The Ministry evaluates the application, considering factors such as the availability of local skilled personnel before arriving at a decision. If approved, the company will be issued appropriate numbers of expatriate quotas subject to the numbers applied for.
Work Permits (CERPAC): Once the expatriate quota is approved, the foreign employees must obtain work permits (also known as Combined Expatriate Residence Permit and Aliens Card – CERPAC) to legally reside and work in Nigeria. These permits are obtained through the Nigeria Immigration Service (NIS) and require the submission of relevant documents upon the arrival of the expatriates in Nigeria through a Subject to Regularization (STR) Visa.
It is very important to note that the specific requirements and processes for business permits and expatriate quotas may be subject to change and can vary depending on the nature of the business and government policy.

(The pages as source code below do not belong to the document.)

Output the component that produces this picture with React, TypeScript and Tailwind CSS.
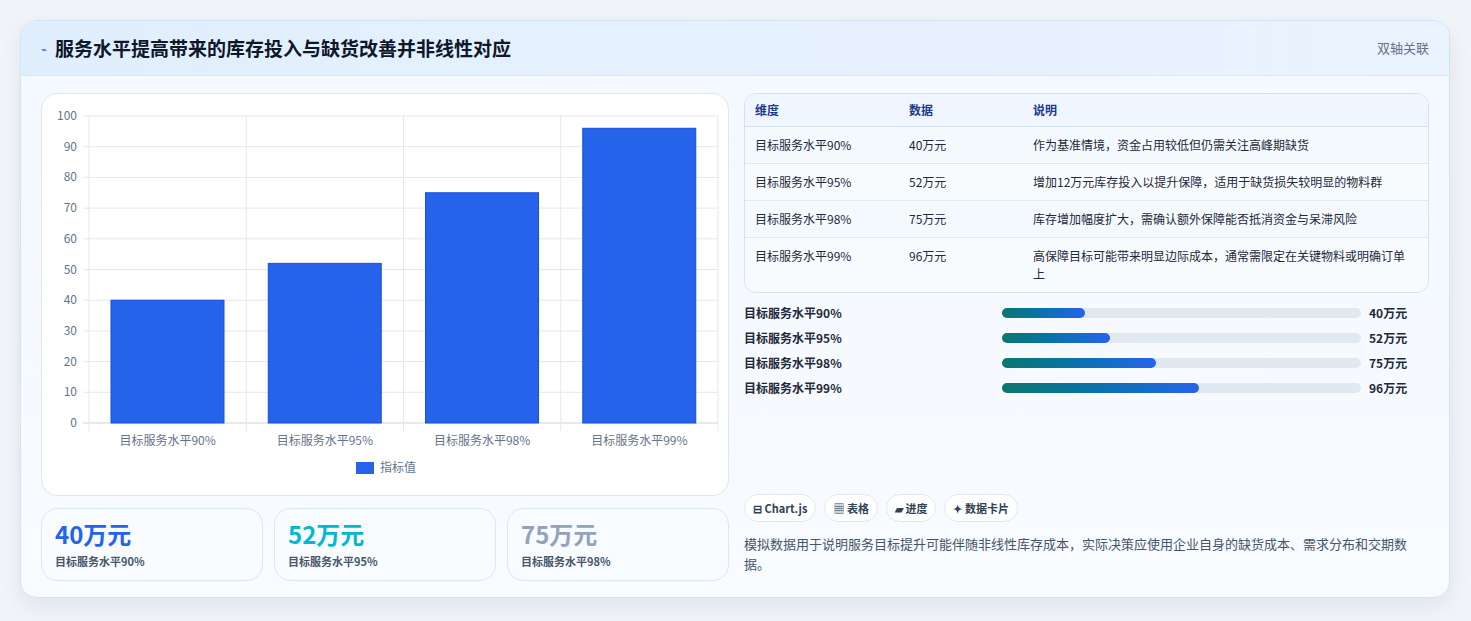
import React from "react";

const rows = [
  { name: "目标服务水平90%", value: 40, note: "作为基准情境，资金占用较低但仍需关注高峰期缺货", pct: 23 },
  { name: "目标服务水平95%", value: 52, note: "增加12万元库存投入以提升保障，适用于缺货损失较明显的物料群", pct: 30 },
  { name: "目标服务水平98%", value: 75, note: "库存增加幅度扩大，需确认额外保障能否抵消资金与呆滞风险", pct: 43 },
  { name: "目标服务水平99%", value: 96, note: "高保障目标可能带来明显边际成本，通常需限定在关键物料或明确订单上", pct: 55 },
];

const BarChart = () => {
  // plot area in card coords
  const x0 = 47, x1 = 676, yTop = 22, yBot = 329;
  const h = yBot - yTop;
  const cw = (x1 - x0) / 4;
  return (
    <svg width="688" height="403" className="block">
      {[0, 10, 20, 30, 40, 50, 60, 70, 80, 90, 100].map((t) => {
        const y = yBot - (t / 100) * h;
        return (
          <g key={t}>
            <line x1={x0 - 6} x2={x1} y1={y} y2={y} stroke={t === 0 ? "#cbd5e1" : "#e5e7eb"} />
            <text x={x0 - 12} y={y + 4} textAnchor="end" fontSize="12" fill="#64748b">{t}</text>
          </g>
        );
      })}
      {[0, 1, 2, 3, 4].map((i) => (
        <line key={i} x1={x0 + i * cw} x2={x0 + i * cw} y1={yTop} y2={yBot + 8} stroke="#e5e7eb" />
      ))}
      {rows.map((r, i) => {
        const bh = (r.value / 100) * h;
        return (
          <g key={r.name}>
            <rect x={x0 + i * cw + 22} y={yBot - bh} width={113} height={bh} fill="#2563eb" stroke="#1d4ed8" strokeWidth="1" />
            <text x={x0 + i * cw + cw / 2} y={yBot + 22} textAnchor="middle" fontSize="12" fill="#64748b">{r.name}</text>
          </g>
        );
      })}
      <rect x={314} y={368} width={18} height={12} fill="#2563eb" />
      <text x={338} y={378} fontSize="12" fill="#64748b">指标值</text>
    </svg>
  );
};

export default function App() {
  return (
    <div className="w-[1471px] h-[621px] bg-[#f1f5f9] pt-5 px-5" style={{ fontFamily: '"Noto Sans CJK SC", "Noto Sans", sans-serif' }}>
      <div className="w-[1430px] h-[578px] rounded-2xl border border-[#cfe5f5] bg-gradient-to-b from-[#f3f9ff] to-[#f8fbff] shadow-[0_8px_24px_rgba(15,23,42,0.08)] overflow-hidden">
        <div className="h-[55px] flex items-center justify-between px-5 bg-gradient-to-r from-[#e0effd] to-[#eaf2fd] border-b border-[#d6e8f8]">
          <div className="flex items-center gap-2">
            <span className="text-[10px] text-[#2563eb]">⌁</span>
            <span className="text-[19px] font-bold text-[#0f172a]">服务水平提高带来的库存投入与缺货改善并非线性对应</span>
          </div>
          <span className="text-[13px] text-[#64748b]">双轴关联</span>
        </div>
        <div className="flex gap-[15px] px-5 pt-[17px]">
          <div className="w-[688px] flex flex-col gap-3">
            <div className="h-[403px] rounded-2xl border border-[#dbe7f3] bg-white">
              <BarChart />
            </div>
            <div className="grid grid-cols-3 gap-[11px]">
              {[
                { v: "40万元", l: "目标服务水平90%", c: "text-[#2563eb]" },
                { v: "52万元", l: "目标服务水平95%", c: "text-[#06b6d4]" },
                { v: "75万元", l: "目标服务水平98%", c: "text-[#94a3b8]" },
              ].map((k) => (
                <div key={k.l} className="h-[73px] rounded-2xl border border-[#dbe7f3] bg-[#f8fbff] px-[13px] pt-[10px]">
                  <div className={`text-[24px] leading-[30px] font-bold ${k.c}`}>{k.v}</div>
                  <div className="text-[11px] font-semibold text-[#475569] mt-1">{k.l}</div>
                </div>
              ))}
            </div>
          </div>
          <div className="w-[688px] flex flex-col">
            <div className="rounded-xl border border-[#d3e2f0] bg-[#f8fbff] overflow-hidden text-[12px]">
              <div className="flex h-[33px] items-center bg-[#eff6ff] border-b border-[#d3e2f0] font-bold text-[#1e3a8a]">
                <div className="w-[164px] pl-[10px]">维度</div>
                <div className="w-[124px]">数据</div>
                <div className="flex-1">说明</div>
              </div>
              {rows.map((r, i) => (
                <div key={r.name} className={`flex py-[9px] text-[#1e293b] ${i < 3 ? "border-b border-[#e2e8f0]" : ""} ${i % 2 === 0 ? "bg-[#f4f9fe]" : "bg-[#f8fbfe]"}`}>
                  <div className="w-[164px] pl-[10px] leading-[17px]">{r.name}</div>
                  <div className="w-[124px] leading-[17px]">{r.value}万元</div>
                  <div className="flex-1 pr-3 leading-[18px]">{r.note}</div>
                </div>
              ))}
            </div>
            <div className="flex flex-col gap-[7px] mt-[11px]">
              {rows.map((r) => (
                <div key={r.name} className="flex items-center h-[18px] text-[12px] font-bold text-[#1e293b]">
                  <div className="w-[258px]">{r.name}</div>
                  <div className="w-[359px] h-[10px] rounded-full bg-[#e2e8f0]">
                    <div className="h-full rounded-full bg-gradient-to-r from-[#0f766e] to-[#2563eb]" style={{ width: `${r.pct}%` }} />
                  </div>
                  <div className="ml-2">{r.value}万元</div>
                </div>
              ))}
            </div>
            <div className="flex gap-2 mt-auto text-[11px] font-semibold text-[#334155]">
              {["⊟ Chart.js", "▦ 表格", "▰ 进度", "✦ 数据卡片"].map((t) => (
                <span key={t} className="h-[28px] px-[8px] flex items-center rounded-full border border-[#e2e8f0] bg-white">{t}</span>
              ))}
            </div>
            <div className="mt-[12px] mb-[8px] text-[13px] text-[#475569]">模拟数据用于说明服务目标提升可能伴随非线性库存成本，实际决策应使用企业自身的缺货成本、需求分布和交期数据。</div>
          </div>
        </div>
      </div>
    </div>
  );
}
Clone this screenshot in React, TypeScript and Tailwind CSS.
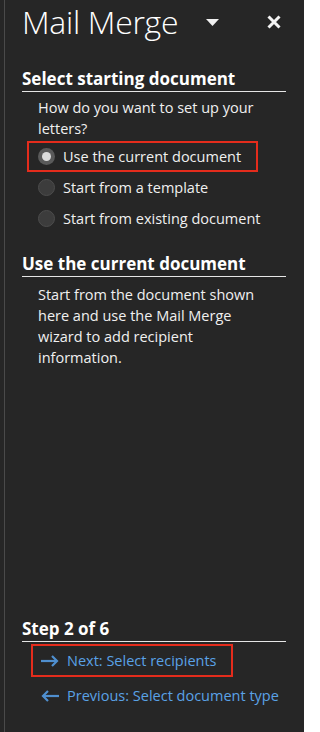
// @ts-nocheck
const font = { fontFamily: '"Open Sans", "Noto Sans", sans-serif' };

function Radio({ checked }: { checked?: boolean }) {
  return checked ? (
    <span className="flex h-[17px] w-[17px] items-center justify-center rounded-full bg-[#5a5a5a]">
      <span className="h-[9px] w-[9px] rounded-full bg-[#dcdcdc]" />
    </span>
  ) : (
    <span className="h-[17px] w-[17px] rounded-full border border-[#4c4c4c] bg-[#3c3c3c]" />
  );
}

function Heading({ children }: { children: React.ReactNode }) {
  return (
    <div className="border-b border-[#e6e6e6] pb-[1px] text-[17px] font-bold leading-[22px] text-white">
      {children}
    </div>
  );
}

function Arrow({ dir }: { dir: "left" | "right" }) {
  return (
    <svg width="18" height="14" viewBox="0 0 18 14" fill="none" stroke="#4f8fcf" strokeWidth="2.2" strokeLinecap="square">
      {dir === "right" ? (
        <>
          <path d="M1 7h14" />
          <path d="M11 2l5 5-5 5" strokeLinecap="butt" />
        </>
      ) : (
        <>
          <path d="M3 7h14" />
          <path d="M7 2L2 7l5 5" strokeLinecap="butt" />
        </>
      )}
    </svg>
  );
}

export default function App() {
  const options = [
    { label: "Use the current document", checked: true },
    { label: "Start from a template" },
    { label: "Start from existing document" },
  ];

  return (
    <div className="h-[732px] w-[304px] overflow-hidden bg-[#262626] pl-[4px]" style={font}>
      <div className="flex h-full flex-col border-l border-[#4a4a4a] pl-[17px] pr-[18px] text-[#f0f0f0]">
        {/* header */}
        <div className="flex h-[44px] items-center">
          <div className="text-[32px] font-light leading-[40px] tracking-[-0.3px] text-white">Mail Merge</div>
          <svg className="ml-[28px]" width="13" height="7" viewBox="0 0 13 7">
            <path d="M0 0h13L6.5 7z" fill="#f0f0f0" />
          </svg>
          <svg className="ml-[48px]" width="14" height="14" viewBox="0 0 14 14" stroke="#f4f4f4" strokeWidth="3">
            <path d="M1.5 1.5l11 11M12.5 1.5l-11 11" />
          </svg>
        </div>

        <div className="mt-[24px]">
          <Heading>Select starting document</Heading>
          <p className="mt-[5px] pl-[16px] text-[14.5px] leading-[21px]">
            How do you want to set up your letters?
          </p>
          <div className="mt-[2px] flex flex-col">
            {options.map((o) => (
              <div
                key={o.label}
                className={
                  "ml-[5px] flex h-[31px] items-center gap-[8px] border-2 pl-[9px] text-[14.5px] " +
                  (o.checked ? "w-[231px] border-[#e42c1c]" : "border-transparent")
                }
              >
                <Radio checked={o.checked} />
                <span>{o.label}</span>
              </div>
            ))}
          </div>
        </div>

        <div className="mt-[19px]">
          <Heading>Use the current document</Heading>
          <p className="mt-[7px] pl-[16px] pr-[10px] text-[14.5px] leading-[21px]">
            Start from the document shown here and use the Mail Merge wizard to add recipient information.
          </p>
        </div>

        <div className="mt-auto mb-[17px]">
          <Heading>Step 2 of 6</Heading>
          <div className="mt-[2px] ml-[9px] flex h-[33px] w-[202px] items-center gap-[8px] border-2 border-[#e42c1c] pl-[8px] text-[14.5px] text-[#5aa2e6]">
            <Arrow dir="right" />
            <span>Next: Select recipients</span>
          </div>
          <div className="ml-[9px] flex h-[38px] items-center gap-[8px] pl-[10px] text-[14.5px] text-[#5aa2e6]">
            <Arrow dir="left" />
            <span className="whitespace-nowrap">Previous: Select document type</span>
          </div>
        </div>
      </div>
    </div>
  );
}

Finally, registering and setting up a foreign-owned company in Nigeria involves various steps that must be strictly followed. The first step is company registration with CAC, which must not be less than 10 million Naira authorized share capital company. The second step is registering with the NIPC and obtaining any license or permit, if applicable to the type of business to be carried out. Lastly, it is important for a wholly owned foreign company to obtain a business permit from the Ministry of Interiors, and the expatriate quotas if the foreign company director or other expatriates intend to migrate and work in Nigeria.